Continue to Increase Commercial Mortgage Lending: Increase the outstanding balances of multi-family and nonresidential mortgage loans through all available channels, including retail/broker originations as well as individual and pooled loan purchases and participations.

During fiscal 2015, we increased our commercial mortgage loan portfolio by 33.1%, or $325.3 million, to $1.31 billion at June 30, 2015 from $983.8 million at June 30, 2014. This increase reflected commercial mortgage loan originations and purchases in fiscal 2015 totaling $290.9 million and $136.1 million, respectively. At June 30, 2015, our commercial mortgage loan portfolio comprised 62.3% of total loans compared to 56.4% of total loans at June 30, 2014.

We plan to continue to increase our portfolio of commercial mortgage loans by expanding loan acquisition volume through all available channels, including retail and broker originations, as well as individual and pooled loan purchases and participations. Additionally, we intend to continue to expand our commercial lending infrastructure and resources, which will be supported by new product and pricing strategies designed to increase origination volume in a very competitive marketplace.

 

·

Continue to Increase Commercial Business Lending: Increase the outstanding balances of non-real estate secured and unsecured business loans through all available channels and expand those business relationships.

We plan to continue to focus our efforts on expanding our commercial non-real estate secured and unsecured business lending activities through all available channels. During fiscal 2015, our commercial business loans increased by $32.2 million, to $99.5 million at June 30, 2015 compared to $67.3 million at June 30, 2014.  We anticipate this loan segment to increase in the future. In addition, we will attempt to expand our relationships with these borrowers to include commercial deposits and other products, with the goal of increasing our non-interest income.

During fiscal 2015, we continued to augment our commercial business lending resources including hiring a senior Small Business Administration (“SBA”) lending officer dedicated to that function as well as hiring additional administrative resources to support an anticipated increase in SBA lending volume.
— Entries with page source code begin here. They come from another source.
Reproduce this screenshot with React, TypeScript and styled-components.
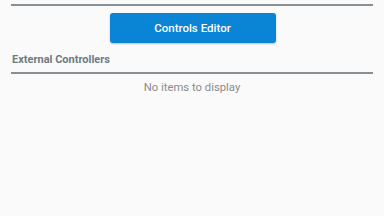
import React from "react";
import styled, { createGlobalStyle } from "styled-components";

const Global = createGlobalStyle`
  html, body { margin: 0; padding: 0; background: #fafafa; }
  body { font-family: Roboto, "Liberation Sans", sans-serif; }
`;

const Page = styled.div`
  width: 384px;
  height: 216px;
  background: #fafafa;
  padding: 4px 11px 0 11px;
  box-sizing: border-box;
  display: flex;
  flex-direction: column;
`;

const Divider = styled.div`
  height: 2px;
  background: #8a9196;
`;

const ButtonRow = styled.div`
  display: flex;
  justify-content: center;
  padding-top: 7px;
`;

const PrimaryButton = styled.button`
  width: 166px;
  height: 30px;
  margin-left: 1px;
  border: none;
  border-radius: 3px;
  background: #0a84d4;
  color: #ffffff;
  font-family: Roboto, "Liberation Sans", sans-serif;
  font-weight: 500;
  font-size: 11.5px;
  box-shadow: 0 1px 2px rgba(0, 0, 0, 0.25);
  padding: 0;
`;

const SectionTitle = styled.div`
  margin-top: 9px;
  padding-left: 1px;
  height: 16px;
  line-height: 16px;
  font-size: 11px;
  font-weight: 700;
  color: #6e7a83;
`;

const SectionDivider = styled(Divider)`
  margin-top: 4px;
`;

const Empty = styled.div`
  margin-top: 6px;
  text-align: center;
  font-size: 11.3px;
  color: #8b8b8b;
  line-height: 16px;
`;

export default function App() {
  return (
    <>
      <Global />
      <Page>
        <Divider />
        <ButtonRow>
          <PrimaryButton>Controls Editor</PrimaryButton>
        </ButtonRow>
        <SectionTitle>External Controllers</SectionTitle>
        <SectionDivider />
        <Empty>No items to display</Empty>
      </Page>
    </>
  );
}
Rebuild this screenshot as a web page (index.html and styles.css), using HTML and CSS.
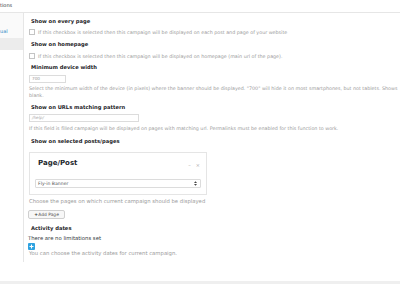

Additionally, we augmented our retail commercial business lending strategies during fiscal 2015 with additional resources and strategies focused on the acquisition of commercial and industrial (“C&I”) loans through wholesale channels.

Through these strategies, we anticipate an increase in the level of non-interest income through greater gains on sale of SBA loan originations and other business loan-related fee income. Moreover, the expanded business lending strategies are expected to be undertaken within a larger set of strategic initiatives designed to promote other business banking services intended to increase commercial deposit balances and services.

 

·

Modestly Increase Residential Mortgage Lending: Modestly increase the outstanding balance of our one- to four-family first mortgage portfolio while stabilizing the balance of home equity loans and home equity lines of credit. Allow segment to continue to decline as a percentage of total loans and earning assets.

We plan to modestly increase our portfolio of one- to four-family first mortgages while stabilizing the balance of home equity loans and home equity lines of credit and maintaining our conservative underwriting standards. During fiscal 2015, our portfolio of such loans increased by $3.8 million to $684.0 million or 32.5% of total loans from $680.2 million or 39.0% of total loans at June 30, 2014.  We originated and purchased $78.2 million and $55.9 million, respectively, of one- to four-family first mortgage loans during the year ended June 30, 2015 compared to $78.2 million and $22.4 million, respectively, during the year ended June 30, 2014.

The overall stability in the outstanding balance of the residential mortgage loan portfolio and, more significantly, its decline as a percentage of total loans, continues to reflect our decreased strategic focus on residential mortgage lending.  We anticipate that this segment of our loan portfolio will continue to decline as a percentage of total loans and earning assets as other loan categories grow.